From 1 December 2018, new award provisions relating to flexible working arrangements will take effect.[1]

Current obligations

Under the Fair Work Act 2009 (Cth) (FW Act), an employee can ask for flexible working arrangements where the employee:

  • is a carer;
  • has a disability;
  • is 55 years of age or older;
  • is a parent of a child who is school age or younger; or
  • is experiencing domestic violence or is providing care for a family/household member experiencing domestic violence.

A request must be in writing,[2] and an employer must provide a written response to the employee’s request within 21 days.[3]
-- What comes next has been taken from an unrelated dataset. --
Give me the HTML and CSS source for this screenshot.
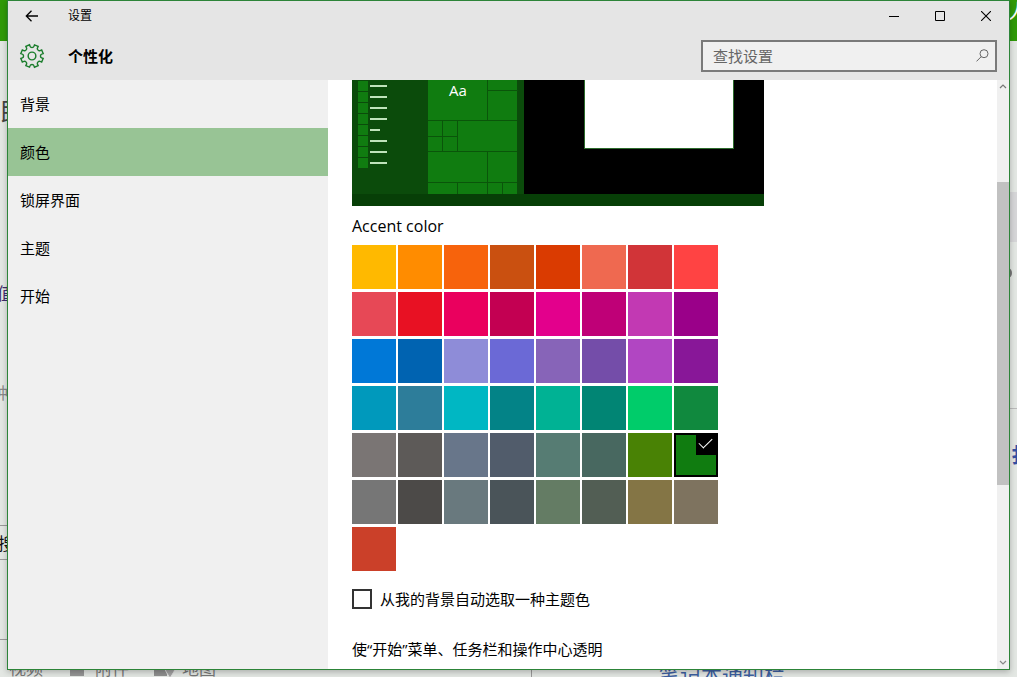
FILE: index.html
```html
<!DOCTYPE html>
<html lang="zh-CN">
<head>
<meta charset="utf-8">
<title>设置</title>
<link rel="stylesheet" href="styles.css">
</head>
<body>
<div class="backdrop" aria-hidden="true">
  <div class="banner"></div>
  <div class="rule rule-left-a"></div>
  <div class="rule rule-left-b"></div>
  <div class="rule rule-left-c"></div>
  <div class="rule rule-right"></div>
  <div class="shade"></div>
  <div class="dot"></div>
  <span class="behind b-min">民</span>
  <span class="behind b-zhi">值</span>
  <span class="behind b-zhong">种</span>
  <span class="behind b-sou">搜</span>
  <span class="behind b-ren">人</span>
  <span class="behind b-jia">扌</span>
  <span class="behind b-video">视频</span>
  <span class="behind b-attach">附件</span>
  <span class="behind b-map">地图</span>
  <span class="behind b-note">笔记本通知栏</span>
  <div class="film"></div>
  <svg class="pin" width="22" height="20" viewBox="0 0 22 20"><path d="M0 2h13v12H0z" fill="#8f8f8f"/><path d="M16 16C12 10 11 8 11 5.500a5 5 0 0 1 10 0C21 8 20 10 16 16z" fill="#a2a2a2" stroke="#e3e3e3"/><circle cx="16" cy="6" r="2" fill="#ddd"/></svg>
  <div class="divider"></div>
</div>

<div class="window">
  <header class="header">
    <div class="titlebar">
      <button class="back" aria-label="返回"><svg width="14" height="12" viewBox="0 0 14 12"><path d="M13 6H1.500M6.500 .8L1.300 6l5.200 5.200" fill="none" stroke="#000" stroke-width="1.300"/></svg></button>
      <span class="title">设置</span>
      <div class="controls">
        <button aria-label="最小化"><svg width="10" height="10" viewBox="0 0 10 10"><path d="M0 5.500h10" stroke="#000"/></svg></button>
        <button aria-label="最大化"><svg width="10" height="10" viewBox="0 0 10 10"><path d="M.5.5h9v9h-9z" fill="none" stroke="#000"/></svg></button>
        <button aria-label="关闭"><svg width="10" height="10" viewBox="0 0 10 10"><path d="M0 0l10 10M10 0L0 10" stroke="#000" stroke-width="1.100"/></svg></button>
      </div>
    </div>
    <div class="heading">
      <svg class="gear" width="26" height="26" viewBox="-13.500 -13.500 27 27" fill="none" stroke="#1b7d2c" stroke-width="1.500">
        <defs><path id="tooth" d="M0-8.800Q1.600-8.800 2-10L2.600-11.600L6.370-10.040L5.660-8.490Q5.090-7.350 6.220-6.220"/></defs>
        <use href="#tooth"/><use href="#tooth" transform="rotate(45)"/><use href="#tooth" transform="rotate(90)"/><use href="#tooth" transform="rotate(135)"/><use href="#tooth" transform="rotate(180)"/><use href="#tooth" transform="rotate(225)"/><use href="#tooth" transform="rotate(270)"/><use href="#tooth" transform="rotate(315)"/>
        <circle r="4"/>
      </svg>
      <h1>个性化</h1>
      <label class="search">
        <input type="text" placeholder="查找设置" aria-label="查找设置">
        <svg width="13" height="13" viewBox="0 0 13 13" fill="none" stroke="#666"><circle cx="8" cy="4.700" r="4"/><path d="M5.200 7.700L.5 12.400"/></svg>
      </label>
    </div>
  </header>

  <div class="body">
    <nav class="sidebar">
      <a href="#">背景</a>
      <a href="#" class="current" aria-current="page">颜色</a>
      <a href="#">锁屏界面</a>
      <a href="#">主题</a>
      <a href="#">开始</a>
    </nav>

    <main class="content">
      <svg class="preview" width="412" height="126" viewBox="0 0 412 126" shape-rendering="crispEdges">
        <path d="M0 0h412v126H0z" fill="#000"/>
        <path d="M0 0h172v114H0z" fill="#0b4b0b"/>
        <path d="M0 114h412v12H0z" fill="#073f07"/>
        <path d="M6 1h10v87H6zM76 0h89v114H76z" fill="#107c10"/>
        <path d="M6 11.500h10m-10 11h10m-10 11h10m-10 11h10m-10 11h10m-10 11h10m-10 11h10" stroke="#0b4b0b"/>
        <path d="M76 40.500h89M76 71.500h89M76 102.500h89M135.500 10.500h30M135.500 0v40M76 56.500h29M90.500 41v30M105.500 41v30M135.500 71v43M105.500 103v11M150.500 103v11" stroke="#0a550a"/>
        <path d="M18 6h17m-17 11h17m-17 11h17m-17 11h17m-17 11h10m-10 11h17m-17 11h17m-17 11h17" stroke="#bfe3bb" stroke-width="2"/>
        <path d="M232 0h150v69H232z" fill="#2c6b2c"/>
        <path d="M233 0h148v68H233z" fill="#fff"/>
        <text x="97" y="16" class="preview-text">Aa</text>
      </svg>

      <h2 id="accent">Accent color</h2>
      <div class="palette" role="radiogroup" aria-labelledby="accent">
        <input type="radio" name="accent" aria-label="1" class="c1">
        <input type="radio" name="accent" aria-label="2" class="c2">
        <input type="radio" name="accent" aria-label="3" class="c3">
        <input type="radio" name="accent" aria-label="4" class="c4">
        <input type="radio" name="accent" aria-label="5" class="c5">
        <input type="radio" name="accent" aria-label="6" class="c6">
        <input type="radio" name="accent" aria-label="7" class="c7">
        <input type="radio" name="accent" aria-label="8" class="c8">
        <input type="radio" name="accent" aria-label="9" class="c9">
        <input type="radio" name="accent" aria-label="10" class="c10">
        <input type="radio" name="accent" aria-label="11" class="c11">
        <input type="radio" name="accent" aria-label="12" class="c12">
        <input type="radio" name="accent" aria-label="13" class="c13">
        <input type="radio" name="accent" aria-label="14" class="c14">
        <input type="radio" name="accent" aria-label="15" class="c15">
        <input type="radio" name="accent" aria-label="16" class="c16">
        <input type="radio" name="accent" aria-label="17" class="c17">
        <input type="radio" name="accent" aria-label="18" class="c18">
        <input type="radio" name="accent" aria-label="19" class="c19">
        <input type="radio" name="accent" aria-label="20" class="c20">
        <input type="radio" name="accent" aria-label="21" class="c21">
        <input type="radio" name="accent" aria-label="22" class="c22">
        <input type="radio" name="accent" aria-label="23" class="c23">
        <input type="radio" name="accent" aria-label="24" class="c24">
        <input type="radio" name="accent" aria-label="25" class="c25">
        <input type="radio" name="accent" aria-label="26" class="c26">
        <input type="radio" name="accent" aria-label="27" class="c27">
        <input type="radio" name="accent" aria-label="28" class="c28">
        <input type="radio" name="accent" aria-label="29" class="c29">
        <input type="radio" name="accent" aria-label="30" class="c30">
        <input type="radio" name="accent" aria-label="31" class="c31">
        <input type="radio" name="accent" aria-label="32" class="c32">
        <input type="radio" name="accent" aria-label="33" class="c33">
        <input type="radio" name="accent" aria-label="34" class="c34">
        <input type="radio" name="accent" aria-label="35" class="c35">
        <input type="radio" name="accent" aria-label="36" class="c36">
        <input type="radio" name="accent" aria-label="37" class="c37">
        <input type="radio" name="accent" aria-label="38" class="c38">
        <input type="radio" name="accent" aria-label="39" class="c39">
        <input type="radio" name="accent" aria-label="40" class="c40" checked>
        <input type="radio" name="accent" aria-label="41" class="c41">
        <input type="radio" name="accent" aria-label="42" class="c42">
        <input type="radio" name="accent" aria-label="43" class="c43">
        <input type="radio" name="accent" aria-label="44" class="c44">
        <input type="radio" name="accent" aria-label="45" class="c45">
        <input type="radio" name="accent" aria-label="46" class="c46">
        <input type="radio" name="accent" aria-label="47" class="c47">
        <input type="radio" name="accent" aria-label="48" class="c48">
        <input type="radio" name="accent" aria-label="49" class="c49">
      </div>

      <label class="auto"><input type="checkbox">从我的背景自动选取一种主题色</label>
      <p class="transparent">使“开始”菜单、任务栏和操作中心透明</p>
    </main>

    <div class="scrollbar" aria-hidden="true">
      <svg width="8" height="12" viewBox="0 0 8 12"><path d="M1 8l3-3 3 3" fill="none" stroke="#777" stroke-width="1.200"/></svg>
      <div class="track"><div class="before"></div><div class="thumb"></div><div class="after"></div></div>
      <svg width="8" height="12" viewBox="0 0 8 12"><path d="M1 4l3 3 3-3" fill="none" stroke="#888" stroke-width="1.200"/></svg>
    </div>
  </div>
</div>
</body>
</html>
```
FILE: styles.css
```css
* { box-sizing: border-box; }

body {
  margin: 0;
  height: 100vh;
  padding: 0 7px 7px;
  overflow: hidden;
  background: #e2e2e3;
  color: #000;
  font: 15px/20px "Open Sans", "Noto Sans CJK SC", sans-serif;
}

button { border: 0; padding: 0; background: none; display: flex; align-items: center; justify-content: center; }

/* Page lying under the window */
.backdrop { position: absolute; inset: 0; overflow: hidden; background: #e3e7e3; }
.banner { height: 41px; background: #2f9a08; }
.behind { position: absolute; white-space: nowrap; color: #444; }
.b-min { left: 0; top: 96px; font-size: 24px; line-height: 30px; }
.b-zhi { left: -3px; top: 284px; font-size: 17px; color: #3b2b6b; }
.b-zhong { left: -8px; top: 383px; font-size: 16px; color: #888; }
.b-sou { left: -2px; top: 534px; font-size: 17px; color: #111; }
.b-ren { left: 1008px; top: 2px; font-size: 20px; color: #fff; }
.b-jia { left: 1011px; top: 446px; font-size: 20px; font-weight: 700; color: #3450a4; }
.b-video { left: 9px; top: 659px; font-size: 17px; color: #777; }
.b-attach { left: 95px; top: 659px; font-size: 17px; color: #777; }
.b-map { left: 182px; top: 659px; font-size: 17px; color: #777; }
.b-note { left: 659px; top: 663px; font-size: 21px; line-height: 24px; color: #3d5fa0; }
.film { position: absolute; left: 70px; top: 664px; width: 14px; height: 12px; background: #959595; }
.pin { position: absolute; left: 154px; top: 662px; }
.divider { position: absolute; left: 531px; top: 660px; width: 1px; height: 17px; background: #999; }
.rule { position: absolute; width: 8px; height: 1px; background: #999; }
.rule-left-a { left: 0; top: 525px; }
.rule-left-b { left: 0; top: 559px; }
.rule-left-c { left: 0; top: 639px; }
.rule-right { left: 1009px; top: 408px; background: #bbb; }
.shade { position: absolute; left: 1009px; top: 192px; width: 8px; height: 50px; background: #d6d6d8; }
.dot { position: absolute; left: 1004px; top: 268px; width: 8px; height: 10px; border-radius: 50%; background: #777; }

.window {
  position: relative;
  height: 100%;
  display: flex;
  flex-direction: column;
  border: 1px solid #2c8438;
  background: #fff;
  box-shadow: 0 2px 6px rgba(0, 0, 0, .25);
}

.header { background: #e5e5e5; }
.titlebar { display: flex; align-items: center; height: 30px; }
.back { width: 48px; height: 30px; }
.title { margin-left: 12px; font-size: 12px; }
.controls { display: flex; margin-left: auto; }
.controls button { width: 46px; height: 30px; }
.heading { display: flex; align-items: center; height: 49px; padding: 0 12px 0 11px; }
h1 { margin: 0 auto 0 23px; font-size: 15px; line-height: 20px; font-weight: 700; }
.search {
  display: flex;
  align-items: center;
  width: 296px;
  height: 32px;
  padding: 0 6px 0 10px;
  border: 2px solid #7a7a7a;
  background: #f0f0f0;
}
.search input {
  flex: 1;
  min-width: 0;
  padding: 0;
  border: 0;
  outline: 0;
  background: none;
  font: inherit;
}
.search input::placeholder { color: #666; opacity: 1; }

.body { flex: 1; min-height: 0; display: flex; }
.sidebar { width: 320px; background: #f0f0f0; }
.sidebar a { display: flex; align-items: center; height: 48px; padding: 0 12px; color: #000; text-decoration: none; }
.sidebar .current { background: #98c495; }

.content { flex: 1; min-width: 0; padding: 0 24px; overflow: hidden; }
.preview { display: block; }
.preview-text { font-size: 15px; fill: #fff; }
h2 { margin: 10px 0 9px; font-size: 16px; line-height: 20px; font-weight: 400; }

.palette { display: grid; grid-template-columns: repeat(8, 44px); gap: 3px 2px; }
.palette input { appearance: none; position: relative; width: 44px; height: 44px; margin: 0; }
.palette input:checked { border: 2px solid #000; }
.palette input:checked::before {
  content: "";
  position: absolute;
  top: -2px;
  right: -2px;
  width: 22px;
  height: 22px;
  background: #000;
}
.palette input:checked::after {
  content: "";
  position: absolute;
  top: 3px;
  right: 4px;
  width: 12px;
  height: 6px;
  border: solid #fff;
  border-width: 0 0 1px 1px;
  transform: rotate(-45deg);
}
.c1 { background: #ffb900; } .c2 { background: #ff8c00; } .c3 { background: #f7630c; } .c4 { background: #ca5010; }
.c5 { background: #da3b01; } .c6 { background: #ef6950; } .c7 { background: #d13438; } .c8 { background: #ff4343; }
.c9 { background: #e74856; } .c10 { background: #e81123; } .c11 { background: #ea005e; } .c12 { background: #c30052; }
.c13 { background: #e3008c; } .c14 { background: #bf0077; } .c15 { background: #c239b3; } .c16 { background: #9a0089; }
.c17 { background: #0078d7; } .c18 { background: #0063b1; } .c19 { background: #8e8cd8; } .c20 { background: #6b69d6; }
.c21 { background: #8764b8; } .c22 { background: #744da9; } .c23 { background: #b146c2; } .c24 { background: #881798; }
.c25 { background: #0099bc; } .c26 { background: #2d7d9a; } .c27 { background: #00b7c3; } .c28 { background: #038387; }
.c29 { background: #00b294; } .c30 { background: #018574; } .c31 { background: #00cc6a; } .c32 { background: #10893e; }
.c33 { background: #7a7574; } .c34 { background: #5d5a58; } .c35 { background: #68768a; } .c36 { background: #515c6b; }
.c37 { background: #567c73; } .c38 { background: #486860; } .c39 { background: #498205; } .c40 { background: #107c10; }
.c41 { background: #767676; } .c42 { background: #4c4a48; } .c43 { background: #69797e; } .c44 { background: #4a5459; }
.c45 { background: #647c64; } .c46 { background: #525e54; } .c47 { background: #847545; } .c48 { background: #7e735f; }
.c49 { background: #cb4029; }

.auto { display: flex; align-items: center; gap: 8px; margin-top: 18px; }
.auto input { appearance: none; width: 20px; height: 20px; margin: 0; border: 2px solid #333; background: #fff; }
.transparent { margin: 30px 0 0; }

.scrollbar { display: flex; flex-direction: column; align-items: center; width: 12px; background: #f0f0f0; }
.track { flex: 1; align-self: stretch; display: flex; flex-direction: column; }
.before { flex: 90; }
.thumb { flex: 303; background: #c1c1c1; }
.after { flex: 172; }
```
An employer may refuse a request made by an employee for a flexible working arrangement only on “reasonable business grounds”,[4] such as where the flexible arrangements would be too costly for the employer,[5] or where they would likely result in a significant loss in efficiency or productivity.[6]

New award provisions

The new award provisions add the following further key obligations/requirements:

  • After an employer receives a request for flexible working arrangements under the relevant provisions of the FW Act (as discussed above), the employer must discuss the request with the employee, and “genuinely try to reach agreement on a change in working arrangements”.[7]
  • This discussion must take place before the employer provides their written response to the employee’s request (being within 21 days of receiving the request).[8]
  • Where no agreement can be reached, the employer must respond in writing to the employee, notifying the employee of the reasons for the refusal, (including the business grounds and how they apply) and any alternative arrangement the employer considers it could offer to better accommodate for the employee’s circumstances.[9]

The insertion of these provisions into awards also means that employers may be subject to penalties for breaches of the award, if they fail to comply with the relevant obligations.